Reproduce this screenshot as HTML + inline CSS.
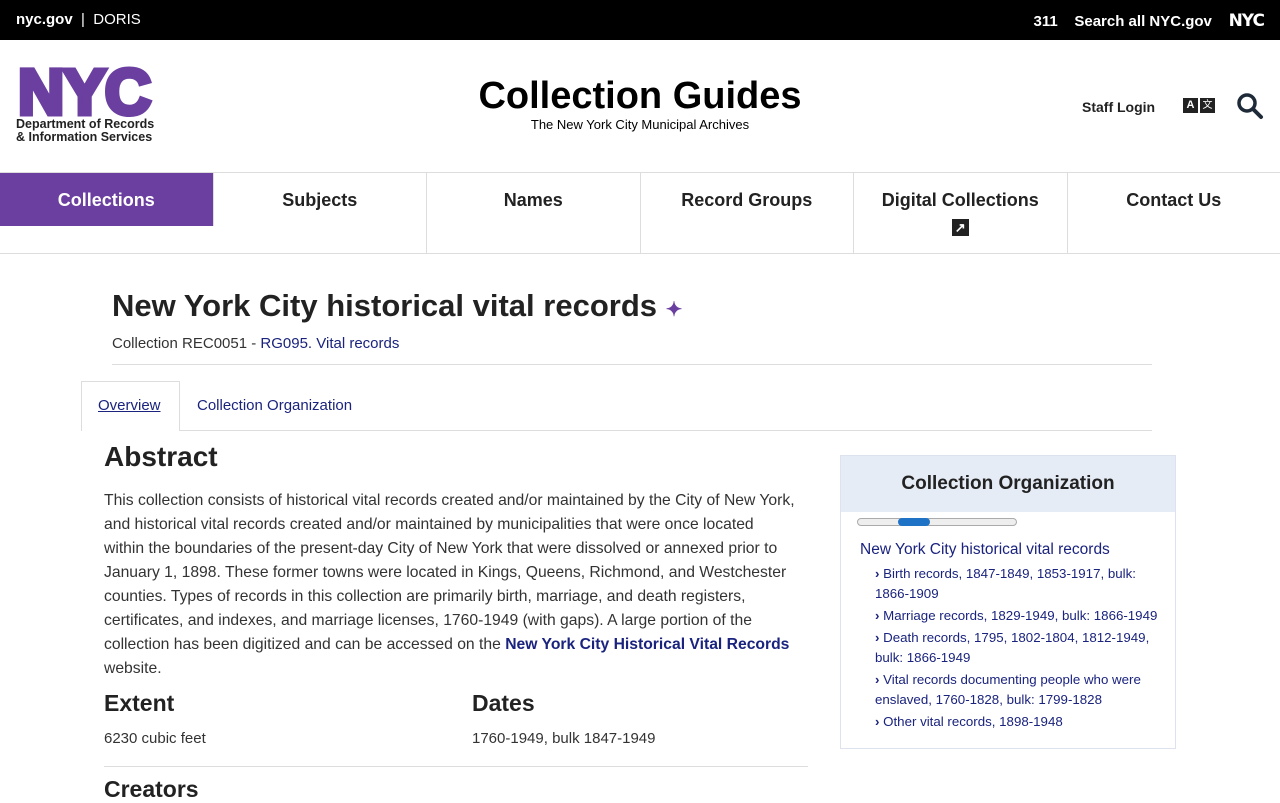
<!DOCTYPE html>
<html><head><meta charset="utf-8"><style>
*{box-sizing:border-box;margin:0;padding:0}
body{width:1280px;height:800px;overflow:hidden;font-family:"Liberation Sans",sans-serif;color:#222;background:#fff;position:relative}
.top{height:40px;background:#000;color:#fff;font-size:15px;position:relative}
.top .l{position:absolute;left:16px;top:11px}
.top .r{position:absolute;right:16px;top:11px;font-weight:bold}
.abs{position:absolute}
a{color:#1a237e;text-decoration:none}
.nav{position:absolute;top:172px;left:0;width:1280px;height:82px;border-top:1px solid #ddd;border-bottom:1px solid #ddd;display:flex}
.nav div{flex:1;border-right:1px solid #ddd;text-align:center;font-weight:bold;font-size:18px;padding-top:17px;color:#222}
.nav div.act{background:#6b3fa0;color:#fff;height:53px}
.p{font-size:15.7px;line-height:24px;color:#333}
.side li{list-style:none;font-size:13.3px;line-height:20px;color:#1a237e;margin-bottom:2px}
</style></head><body>
<div class="top"><span class="l"><b>nyc.gov</b> &nbsp;|&nbsp; DORIS</span><span class="r">311 &nbsp;&nbsp;&nbsp;Search all NYC.gov &nbsp;&nbsp;&nbsp;<span style="font-family:'DejaVu Sans';font-weight:900;font-size:17px;letter-spacing:-1px">NYC</span></span></div>
<div class="abs" style="left:18px;top:62px;font-weight:bold;font-size:64px;color:#6b3fa0;-webkit-text-stroke:5px #6b3fa0;letter-spacing:-1px;line-height:60px">NYC</div>
<div class="abs" style="left:16px;top:118px;font-size:12.5px;font-weight:bold;line-height:13px;color:#222">Department of Records<br>&amp; Information Services</div>
<div class="abs" style="left:0;width:1280px;top:75px;text-align:center;font-size:38px;font-weight:bold;color:#000">Collection Guides</div>
<div class="abs" style="left:0;width:1280px;top:117px;text-align:center;font-size:13px;color:#000">The New York City Municipal Archives</div>
<div class="abs" style="left:1082px;top:99px;font-size:14px;font-weight:bold">Staff Login</div>
<div class="abs" style="left:1183px;top:98px;width:15px;height:15px;background:#222;color:#fff;font-size:11px;font-weight:bold;text-align:center;line-height:15px">A</div>
<div class="abs" style="left:1200px;top:98px;width:15px;height:15px;background:#222;color:#fff;font-size:10px;text-align:center;line-height:15px">文</div>
<svg class="abs" style="left:1236px;top:92px" width="28" height="28" viewBox="0 0 28 28"><circle cx="11" cy="11" r="8" fill="none" stroke="#1e2a38" stroke-width="3.5"/><line x1="17" y1="17" x2="25" y2="25" stroke="#1e2a38" stroke-width="4" stroke-linecap="round"/></svg>
<div class="nav"><div class="act">Collections</div><div>Subjects</div><div>Names</div><div>Record Groups</div><div>Digital Collections<br><span style="display:inline-block;margin-top:8px;width:17px;height:17px;background:#222;color:#fff;font-size:13px;line-height:17px">&#8599;</span></div><div style="border-right:none">Contact Us</div></div>
<div class="abs" style="left:112px;top:288px;font-size:31px;font-weight:bold;color:#222">New York City historical vital records <span style="color:#6b3fa0;font-size:20px">&#10022;</span></div>
<div class="abs" style="left:112px;top:335px;font-size:15px;color:#333">Collection REC0051 - <a>RG095. Vital records</a></div>
<div class="abs" style="left:112px;top:364px;width:1040px;border-top:1px solid #ddd"></div>
<div class="abs" style="left:81px;top:381px;width:99px;height:50px;border:1px solid #ddd;border-bottom:none;background:#fff;z-index:2"></div>
<div class="abs" style="left:81px;top:430px;width:1071px;border-top:1px solid #ddd"></div>
<div class="abs" style="left:98px;top:397px;font-size:15px;color:#1a237e;text-decoration:underline;z-index:3">Overview</div>
<div class="abs" style="left:197px;top:397px;font-size:15px;color:#1a237e">Collection Organization</div>
<div class="abs" style="left:104px;top:441px;font-size:28px;font-weight:bold">Abstract</div>
<div class="abs p" style="left:104px;top:489px;white-space:nowrap">This collection consists of historical vital records created and/or maintained by the City of New York,<br>and historical vital records created and/or maintained by municipalities that were once located<br>within the boundaries of the present-day City of New York that were dissolved or annexed prior to<br>January 1, 1898. These former towns were located in Kings, Queens, Richmond, and Westchester<br>counties. Types of records in this collection are primarily birth, marriage, and death registers,<br>certificates, and indexes, and marriage licenses, 1760-1949 (with gaps). A large portion of the<br>collection has been digitized and can be accessed on the <a style="font-weight:bold">New York City Historical Vital Records</a><br>website.</div>
<div class="abs" style="left:104px;top:690px;font-size:23px;font-weight:bold">Extent</div>
<div class="abs p" style="left:104px;top:727px;font-size:15px">6230 cubic feet</div>
<div class="abs" style="left:472px;top:690px;font-size:23px;font-weight:bold">Dates</div>
<div class="abs p" style="left:472px;top:727px;font-size:15px">1760-1949, bulk 1847-1949</div>
<div class="abs" style="left:104px;top:766px;width:704px;border-top:1px solid #ddd"></div>
<div class="abs" style="left:104px;top:776px;font-size:23px;font-weight:bold">Creators</div>
<div class="abs" style="left:840px;top:455px;width:336px;height:294px;border:1px solid #dde3ee">
<div style="height:56px;background:#e6ecf6;text-align:center;font-size:19px;font-weight:bold;padding-top:17px;color:#222">Collection Organization</div>
<div style="position:absolute;left:16px;top:62px;width:160px;height:8px;border:1px solid #aaa;border-radius:4px;background:#eee"></div>
<div style="position:absolute;left:57px;top:62px;width:32px;height:8px;border-radius:4px;background:#1f73c7"></div>
<div style="position:absolute;left:19px;top:85px;font-size:15.5px;color:#1a237e">New York City historical vital records</div>
<ul class="side" style="position:absolute;left:34px;top:108px;width:290px">
<li><b>&#8250;</b> Birth records, 1847-1849, 1853-1917, bulk: 1866-1909</li>
<li><b>&#8250;</b> Marriage records, 1829-1949, bulk: 1866-1949</li>
<li><b>&#8250;</b> Death records, 1795, 1802-1804, 1812-1949, bulk: 1866-1949</li>
<li><b>&#8250;</b> Vital records documenting people who were enslaved, 1760-1828, bulk: 1799-1828</li>
<li><b>&#8250;</b> Other vital records, 1898-1948</li>
</ul></div>
</body></html>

━━━━━━━━━━━━━━━━

— TASK DIRECTIONS —
Write the full listing out again with every line unchanged, but include no pictures.

— SOLUTION BELOW —
Reproduce this screenshot as HTML + inline CSS.
<!DOCTYPE html>
<html><head><meta charset="utf-8"><style>
*{box-sizing:border-box;margin:0;padding:0}
body{width:1280px;height:800px;overflow:hidden;font-family:"Liberation Sans",sans-serif;color:#222;background:#fff;position:relative}
.top{height:40px;background:#000;color:#fff;font-size:15px;position:relative}
.top .l{position:absolute;left:16px;top:11px}
.top .r{position:absolute;right:16px;top:11px;font-weight:bold}
.abs{position:absolute}
a{color:#1a237e;text-decoration:none}
.nav{position:absolute;top:172px;left:0;width:1280px;height:82px;border-top:1px solid #ddd;border-bottom:1px solid #ddd;display:flex}
.nav div{flex:1;border-right:1px solid #ddd;text-align:center;font-weight:bold;font-size:18px;padding-top:17px;color:#222}
.nav div.act{background:#6b3fa0;color:#fff;height:53px}
.p{font-size:15.7px;line-height:24px;color:#333}
.side li{list-style:none;font-size:13.3px;line-height:20px;color:#1a237e;margin-bottom:2px}
</style></head><body>
<div class="top"><span class="l"><b>nyc.gov</b> &nbsp;|&nbsp; DORIS</span><span class="r">311 &nbsp;&nbsp;&nbsp;Search all NYC.gov &nbsp;&nbsp;&nbsp;<span style="font-family:'DejaVu Sans';font-weight:900;font-size:17px;letter-spacing:-1px">NYC</span></span></div>
<div class="abs" style="left:18px;top:62px;font-weight:bold;font-size:64px;color:#6b3fa0;-webkit-text-stroke:5px #6b3fa0;letter-spacing:-1px;line-height:60px">NYC</div>
<div class="abs" style="left:16px;top:118px;font-size:12.5px;font-weight:bold;line-height:13px;color:#222">Department of Records<br>&amp; Information Services</div>
<div class="abs" style="left:0;width:1280px;top:75px;text-align:center;font-size:38px;font-weight:bold;color:#000">Collection Guides</div>
<div class="abs" style="left:0;width:1280px;top:117px;text-align:center;font-size:13px;color:#000">The New York City Municipal Archives</div>
<div class="abs" style="left:1082px;top:99px;font-size:14px;font-weight:bold">Staff Login</div>
<div class="abs" style="left:1183px;top:98px;width:15px;height:15px;background:#222;color:#fff;font-size:11px;font-weight:bold;text-align:center;line-height:15px">A</div>
<div class="abs" style="left:1200px;top:98px;width:15px;height:15px;background:#222;color:#fff;font-size:10px;text-align:center;line-height:15px">文</div>
<svg class="abs" style="left:1236px;top:92px" width="28" height="28" viewBox="0 0 28 28"><circle cx="11" cy="11" r="8" fill="none" stroke="#1e2a38" stroke-width="3.5"/><line x1="17" y1="17" x2="25" y2="25" stroke="#1e2a38" stroke-width="4" stroke-linecap="round"/></svg>
<div class="nav"><div class="act">Collections</div><div>Subjects</div><div>Names</div><div>Record Groups</div><div>Digital Collections<br><span style="display:inline-block;margin-top:8px;width:17px;height:17px;background:#222;color:#fff;font-size:13px;line-height:17px">&#8599;</span></div><div style="border-right:none">Contact Us</div></div>
<div class="abs" style="left:112px;top:288px;font-size:31px;font-weight:bold;color:#222">New York City historical vital records <span style="color:#6b3fa0;font-size:20px">&#10022;</span></div>
<div class="abs" style="left:112px;top:335px;font-size:15px;color:#333">Collection REC0051 - <a>RG095. Vital records</a></div>
<div class="abs" style="left:112px;top:364px;width:1040px;border-top:1px solid #ddd"></div>
<div class="abs" style="left:81px;top:381px;width:99px;height:50px;border:1px solid #ddd;border-bottom:none;background:#fff;z-index:2"></div>
<div class="abs" style="left:81px;top:430px;width:1071px;border-top:1px solid #ddd"></div>
<div class="abs" style="left:98px;top:397px;font-size:15px;color:#1a237e;text-decoration:underline;z-index:3">Overview</div>
<div class="abs" style="left:197px;top:397px;font-size:15px;color:#1a237e">Collection Organization</div>
<div class="abs" style="left:104px;top:441px;font-size:28px;font-weight:bold">Abstract</div>
<div class="abs p" style="left:104px;top:489px;white-space:nowrap">This collection consists of historical vital records created and/or maintained by the City of New York,<br>and historical vital records created and/or maintained by municipalities that were once located<br>within the boundaries of the present-day City of New York that were dissolved or annexed prior to<br>January 1, 1898. These former towns were located in Kings, Queens, Richmond, and Westchester<br>counties. Types of records in this collection are primarily birth, marriage, and death registers,<br>certificates, and indexes, and marriage licenses, 1760-1949 (with gaps). A large portion of the<br>collection has been digitized and can be accessed on the <a style="font-weight:bold">New York City Historical Vital Records</a><br>website.</div>
<div class="abs" style="left:104px;top:690px;font-size:23px;font-weight:bold">Extent</div>
<div class="abs p" style="left:104px;top:727px;font-size:15px">6230 cubic feet</div>
<div class="abs" style="left:472px;top:690px;font-size:23px;font-weight:bold">Dates</div>
<div class="abs p" style="left:472px;top:727px;font-size:15px">1760-1949, bulk 1847-1949</div>
<div class="abs" style="left:104px;top:766px;width:704px;border-top:1px solid #ddd"></div>
<div class="abs" style="left:104px;top:776px;font-size:23px;font-weight:bold">Creators</div>
<div class="abs" style="left:840px;top:455px;width:336px;height:294px;border:1px solid #dde3ee">
<div style="height:56px;background:#e6ecf6;text-align:center;font-size:19px;font-weight:bold;padding-top:17px;color:#222">Collection Organization</div>
<div style="position:absolute;left:16px;top:62px;width:160px;height:8px;border:1px solid #aaa;border-radius:4px;background:#eee"></div>
<div style="position:absolute;left:57px;top:62px;width:32px;height:8px;border-radius:4px;background:#1f73c7"></div>
<div style="position:absolute;left:19px;top:85px;font-size:15.5px;color:#1a237e">New York City historical vital records</div>
<ul class="side" style="position:absolute;left:34px;top:108px;width:290px">
<li><b>&#8250;</b> Birth records, 1847-1849, 1853-1917, bulk: 1866-1909</li>
<li><b>&#8250;</b> Marriage records, 1829-1949, bulk: 1866-1949</li>
<li><b>&#8250;</b> Death records, 1795, 1802-1804, 1812-1949, bulk: 1866-1949</li>
<li><b>&#8250;</b> Vital records documenting people who were enslaved, 1760-1828, bulk: 1799-1828</li>
<li><b>&#8250;</b> Other vital records, 1898-1948</li>
</ul></div>
</body></html>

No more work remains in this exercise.